Civil rights activists gathered outside City Hall during

Civil rights activists gathered outside City Hall during a rally to ask the City Council to pass the Right to Know Act, Thursday April 21, 2016. The Right to Know Act would require written or audio permission from people for searches when police don't have a warrant, aren't making an arrest or don't have probable cause. Photo Credit: Newsday / Alejandra Villa

Several hundred people gathered near City Hall on Thursday, including several City Council members, to push for a vote on two pieces of police reform legislation.

The two bills, which together make up the Right to Know Act, call on police to identify themselves and give out business cards during stops, as well as seek consent to search people when there is no probably cause.

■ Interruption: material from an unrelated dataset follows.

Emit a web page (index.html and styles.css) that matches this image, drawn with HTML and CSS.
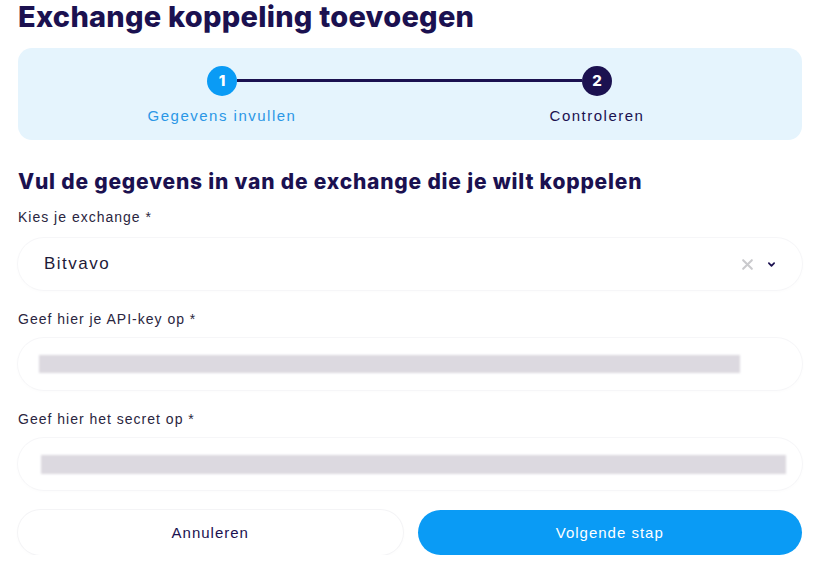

“We can’t keep on having police brutalize our people and getting away with it,” said Constance Malcolm, who’s son, Ramarley Graham, was killed by police in 2012. Malcolm also took the opportunity to appeal to Mayor Bill de Blasio after she requested a meeting with him.

“Mayor de Blasio, I’ve been trying to meet with you for two months. He’s dodging me right now,” she said. “I’m here to say today: De Blasio, if you don’t meet with me my next campaign is to get rid of you.”

A city official, however, said the disciplinary process for the officers involved in Graham’s death started last month and it would be “inappropriate” to discuss it while it is still ongoing.

As far as the bills are concerned, de Blasio has said he is concerned the bills could inadvertently make it harder for police to do their jobs.

“From reducing Stop and Frisk and reforming marijuana arrest policy to launching neighborhood policing and piloting body cameras, we’ve taken clear steps to reduce unnecessary arrests and strengthen NYPD’s relationship with the community while keeping New York the safest big city in America,” City Hall Spokeswoman Monica Klein said in an email.

Police Commissioner Bill Bratton has also voiced opposition to the bills, calling them “overkill” in the past.

Council Member Jumaane Williams, who represents several neighborhoods in Brooklyn, including Flatbush, said the community’s trust in the NYPD is down.

“It’s about building the trust so they can do their job and we can trust them when they do it,” he said. “There’s nothing to fear with these two pieces of legislation. There’s only something to fear if we can’t get these two pieces of legislation out.”

Council Member Antonio Reynoso, who represents parts of Bushwick and Williamsburg in Brooklyn and Ridgewood in Queens, said the bill represents “basic” and “simple” rights.

“This is about improving the relationship, not hurting it,” he said. “Those are two things that are already our rights. All we’re saying is you should inform us of our rights.”